Is this why he got arrested at the border with more pills and more marijuana in October of 1986?

Is this why the San Diego Padres released him and refused to pay his $3-million contract?

Is this why Commissioner Peter Ueberroth suspended him for a year?

All because the guy couldn't sleep?

You decide.

Hoyt filed complaints against both the Padres and Ueberroth and recently won both rulings. Good thing, because he was going broke. The arbitrator, George Nicolau, decided Hoyt should get paid again and should play again, and the White Sox signed him last week, even though he might need shoulder surgery and might not pitch again until 1989.

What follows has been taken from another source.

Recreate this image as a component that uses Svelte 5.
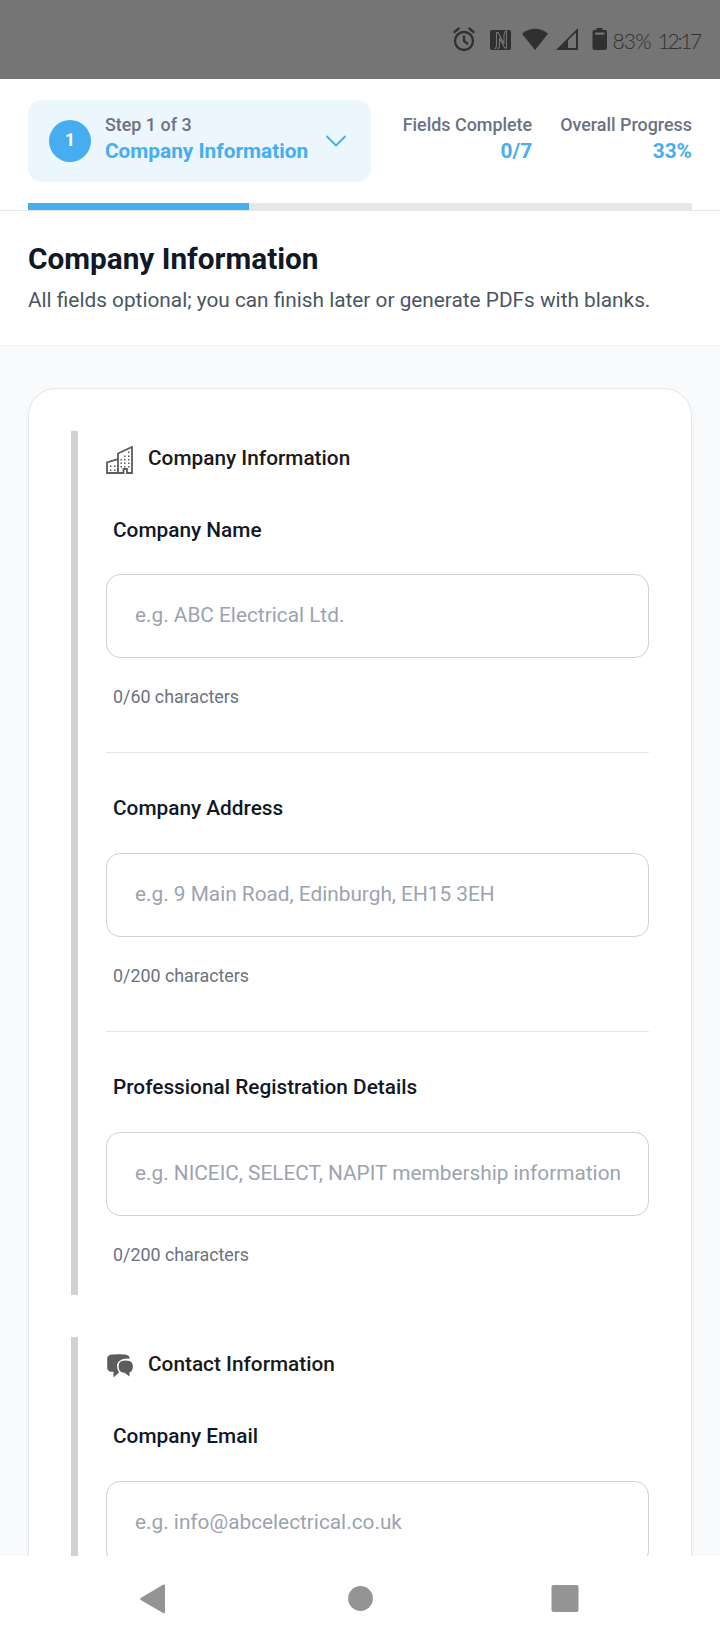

Larry Himes--the White Sox general manager who wasn't around when Hoyt played for the Sox--says he hates drug addicts, drugs, alcohol, whatever. Recently, he told his players to either wear socks to the ballpark or pay a big fine. He recently banned beer from the clubhouse, too.

But he agreed to sign the 32-year-old Hoyt because everyone--the team owner, the public relations director, the secretaries, the players, the trainer--all said: "Gee, Larry, LaMarr's a great guy. We were shocked to see him get into trouble." Himes then sent a memo to every minor leaguer and scout in the organization and told them they better not do drugs, that he does not condone them. But he wrote that everybody thinks Hoyt is a pal, so he's going to give the guy another chance.

Hoyt, who is thankful to finally have something to look forward to, says he can use the White Sox doctors and their minor league system to get ready. He still feels a "twinge" when he throws, and tests were done last week to see if surgery is necessary.

Hoyt has a belly and a half now (he weighs about 250 pounds). The White Sox--who once asked him to go to a fat farm in 1984--have told him to diet.